The more vexed and lingering issue is, of course, fuel subsidy. Its primary purpose at its conception was to make the citizens of an oil-producing nation pay less for fuel than say the citizens of Burkina Faso. That objective, noble in intention, has since been lost in the corrupt and incompetent management of the regime with the result that those it was intended to help bear the brunt of its mismanagement.
The World Bank and the IMF have cried themselves hoarse over the years. They have consistently and stoutly opposed fuel subsidy. Both institutions believe that the very corrupt fuel subsidy regime has done nothing but unnecessarily bled the economy. Ending it would free good money for the government to take on some critical challenges of a developing economy. They encouraged each of our presidents to summon the will to end it. But that will either refused to be summoned or it was and is lacking, as in none of them has had the balls to do so. And so, Nigeria “for the first time,” according to Malpass, “since its return to democracy and as the only major oil exporter, hasn’t been able to benefit from the windfall opportunity created by high global oil prices due to its rising petroleum subsidy.” Good money lost because the will lost its way in many a baban riga pocket.
Each one of our presidents knew that fuel subsidy was and is hurting the economy, but each one of them chose to skirt around the problem introducing populist but short-lived palliatives they deemed necessary to save the poor from being crushed by the periodic increments in the pump prices of our petroleum products. They were solutions that solved no problems; or rather, they were solutions that fouled and further corrupted the system – and left the country increasingly poorer and the oil cartels and their compradors in the NNPC and the public service increasingly richer.
President Muhammadu Buhari was a commissioner for petroleum resources in the Murtala/Obasanjo military regime. He must have watched the goings-on in the industry that he was familiar with and was persuaded that fuel subsidy was bad for the economy and must be removed. He said so and loudly too before he assumed office as president in 2015. Foolishly, I crowed.
It did not happen. Buhari is the minister of petroleum resources. The subsidy remains and has progressively encircled the jugular of the national economy, virtually throttling it. To be fair, fuel subsidy carries only part of the blame in the management of our national economy. It is, of course, a huge part of the problem. Buhari and his team of economic managers have shown no creative approach in reflating the economy and giving it a new lease of life. Under them, the economy went into recession twice. Its health has never been the kind of feel-good story you would write home to your mother.
A few months ago, Dr Iyorchia Ayu, national chairman of PDP, said the Buhari administration had run the economy aground. Not many of us who go to the local markets would disagree with his assessment. The economy is in a pretty bad shape buffeted as it is by ill-winds blowing from every direction – insecurity that has made local production of food impossible, the unchained corruption that everyone, including the foot soldiers of the anti-graft war, are too tired to talk about let alone fight it.

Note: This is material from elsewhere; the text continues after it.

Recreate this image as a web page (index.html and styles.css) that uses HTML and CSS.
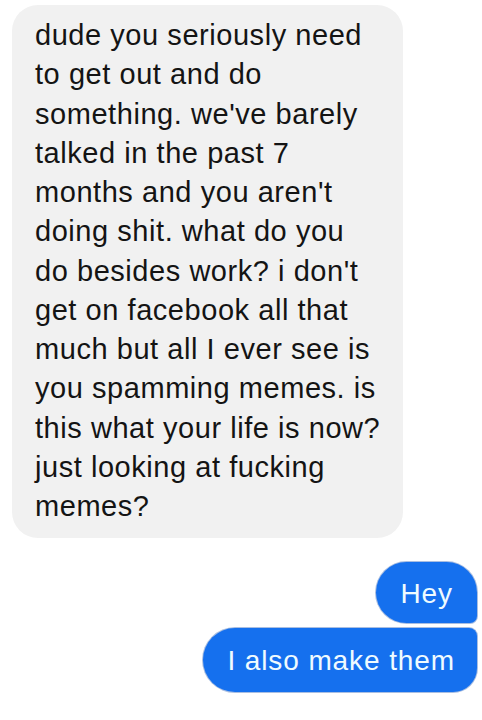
FILE: index.html
```html
<!DOCTYPE html>
<html>
<head>
<meta charset="utf-8">
<link rel="stylesheet" href="styles.css">
</head>
<body>
<div class="chat">
  <div class="bubble incoming">dude you seriously need<br>to get out and do<br>something. we've barely<br>talked in the past 7<br>months and you aren't<br>doing shit. what do you<br>do besides work? i don't<br>get on facebook all that<br>much but all I ever see is<br>you spamming memes. is<br>this what your life is now?<br>just looking at fucking<br>memes?</div>
  <div class="outgoing-group">
    <div class="bubble outgoing first">Hey</div>
    <div class="bubble outgoing last">I also make them</div>
  </div>
</div>
</body>
</html>
```
FILE: styles.css
```css
html, body {
  margin: 0;
  padding: 0;
  background: #ffffff;
}
.chat {
  width: 482px;
  height: 720px;
  padding: 5px 5px 0 12px;
  box-sizing: border-box;
  display: flex;
  flex-direction: column;
  font-family: "Liberation Sans", Arial, sans-serif;
}
.bubble {
  box-sizing: border-box;
}
.incoming {
  width: 391px;
  background: #f1f1f1;
  color: #141414;
  border-radius: 26px;
  font-size: 29px;
  letter-spacing: 0.55px;
  line-height: 39.25px;
  padding: 11px 8px 12px 23px;
  white-space: nowrap;
}
.outgoing-group {
  margin-top: 24px;
  display: flex;
  flex-direction: column;
  align-items: flex-end;
  gap: 5px;
}
.outgoing {
  background: #1570ee;
  color: #effbff;
  font-size: 28px;
  letter-spacing: 0.9px;
  line-height: 32px;
  white-space: nowrap;
  box-shadow: 0 0 0 1px rgba(10, 70, 170, 0.35);
}
.outgoing.first {
  padding: 16px 24px 13px 25px;
  border-radius: 31px 31px 7px 31px;
}
.outgoing.last {
  padding: 17px 22px 15px 24px;
  border-radius: 32px 8px 24px 32px;
}
```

The economic management style of the federal government is deleterious to the health of the economy. The economy is managed essentially with loans. It makes the sickly economy sicklier. The director-general of the Debt Management Office, Mrs Patience Oniha, recently appeared before the house of representatives committee on finance on the 2023 – 2025 medium term expenditure framework and fiscal policy paper and confirmed again that the country’s debt profile as at March this year was N41.6 trillion. The federal government will increase the current debt level by borrowing N11 trillion to finance the 2023 budget.

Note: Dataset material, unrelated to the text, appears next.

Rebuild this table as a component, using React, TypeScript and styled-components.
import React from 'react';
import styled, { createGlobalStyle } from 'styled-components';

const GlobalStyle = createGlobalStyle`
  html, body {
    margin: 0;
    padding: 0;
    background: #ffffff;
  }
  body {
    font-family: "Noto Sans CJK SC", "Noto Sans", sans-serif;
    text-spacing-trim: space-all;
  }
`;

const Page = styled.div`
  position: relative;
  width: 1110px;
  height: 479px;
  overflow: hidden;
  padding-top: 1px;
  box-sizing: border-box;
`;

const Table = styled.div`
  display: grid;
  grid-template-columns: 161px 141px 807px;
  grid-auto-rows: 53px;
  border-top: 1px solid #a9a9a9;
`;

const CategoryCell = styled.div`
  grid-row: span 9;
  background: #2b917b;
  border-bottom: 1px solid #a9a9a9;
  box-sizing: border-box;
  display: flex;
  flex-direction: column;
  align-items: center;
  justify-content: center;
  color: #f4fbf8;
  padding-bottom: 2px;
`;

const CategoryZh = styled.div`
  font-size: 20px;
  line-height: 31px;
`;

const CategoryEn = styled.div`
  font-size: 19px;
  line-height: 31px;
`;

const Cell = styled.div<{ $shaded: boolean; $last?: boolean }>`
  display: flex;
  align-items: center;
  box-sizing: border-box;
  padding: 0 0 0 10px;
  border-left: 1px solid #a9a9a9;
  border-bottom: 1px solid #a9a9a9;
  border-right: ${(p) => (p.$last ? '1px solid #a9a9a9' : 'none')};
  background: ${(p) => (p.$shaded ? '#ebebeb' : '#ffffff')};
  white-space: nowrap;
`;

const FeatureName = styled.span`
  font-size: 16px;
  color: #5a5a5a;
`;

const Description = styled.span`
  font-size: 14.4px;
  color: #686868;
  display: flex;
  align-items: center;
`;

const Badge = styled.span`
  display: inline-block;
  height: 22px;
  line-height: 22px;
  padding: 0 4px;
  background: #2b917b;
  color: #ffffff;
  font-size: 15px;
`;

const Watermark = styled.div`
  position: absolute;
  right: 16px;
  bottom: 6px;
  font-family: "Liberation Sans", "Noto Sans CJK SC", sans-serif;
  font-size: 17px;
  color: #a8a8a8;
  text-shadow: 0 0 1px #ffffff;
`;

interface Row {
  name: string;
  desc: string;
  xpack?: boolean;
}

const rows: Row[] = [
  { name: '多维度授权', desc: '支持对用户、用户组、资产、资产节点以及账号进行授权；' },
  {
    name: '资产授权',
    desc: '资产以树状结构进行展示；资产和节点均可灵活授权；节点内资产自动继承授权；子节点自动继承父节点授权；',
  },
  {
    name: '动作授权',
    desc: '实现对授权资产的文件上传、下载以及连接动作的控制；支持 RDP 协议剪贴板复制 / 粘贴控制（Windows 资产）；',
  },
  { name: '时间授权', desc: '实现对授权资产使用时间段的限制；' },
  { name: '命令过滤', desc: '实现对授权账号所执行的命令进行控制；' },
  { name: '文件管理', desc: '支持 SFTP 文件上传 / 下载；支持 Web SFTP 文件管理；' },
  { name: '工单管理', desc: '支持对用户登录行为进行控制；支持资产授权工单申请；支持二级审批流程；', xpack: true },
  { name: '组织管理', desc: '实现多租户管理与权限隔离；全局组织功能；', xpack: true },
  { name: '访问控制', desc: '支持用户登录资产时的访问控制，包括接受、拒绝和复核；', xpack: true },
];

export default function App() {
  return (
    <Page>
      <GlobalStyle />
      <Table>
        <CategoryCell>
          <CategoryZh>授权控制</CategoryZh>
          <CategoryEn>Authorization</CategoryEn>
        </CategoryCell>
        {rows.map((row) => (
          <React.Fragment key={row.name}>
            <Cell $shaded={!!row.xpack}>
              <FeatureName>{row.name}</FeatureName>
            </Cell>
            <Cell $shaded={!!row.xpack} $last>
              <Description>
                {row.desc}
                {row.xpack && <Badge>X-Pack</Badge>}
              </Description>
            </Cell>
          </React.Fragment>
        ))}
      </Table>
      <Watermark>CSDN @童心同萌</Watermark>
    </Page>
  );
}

The managers of the national economy are confronted by the twin problems of a shortfall in revenue and deficit budgeting. Loans are taken to bridge the shortfall in revenue – and they create their own serious problems. Oniha told the honourable members: “…let’s begin to look at revenues because as debt is growing, debt service is increasing.” Our debt servicing is not sustainable because a huge chunk of the revenue is ploughed into it, leaving the country with capital projects that remain on the drawing board for eternity. It is thus much worse than you ever thought.
In a country where political campaigns are issue-based, the economy should take the centre stage in the 2023 general elections. If we do not get the economy right, nothing will go right in the country. Insecurity will worsen; poverty will worsen, and life generally will be brutish for millions of our citizens who neither politicians nor the beneficiaries of political largesse. All those aspiring to the right to occupy Aso Rock Villa next year should see the economic challenge as it real challenge confronting our nation.
But I can see that the aspirants in the major and the mushroom political parties are walking down the traditional political path, dropping hints of glib promises to turn our country from a third world country into a first world in the time it takes to say politics. It is glib and false. Human management and development are processes that do not admit of magical abracadabra.
Our economic burden is rather too heavy and too complicated to yield to the usual glib promises by politicians to do the impossible when they do not even know what the possible is. We, the electorate, will be complicit in the continued ruination of our national economy and our national development if we allow ourselves to be sweet-talked once more into giving power to those swift of tongue but bereft of moral and intellectual capacity for the leadership of our dear, complex, and complicated nation.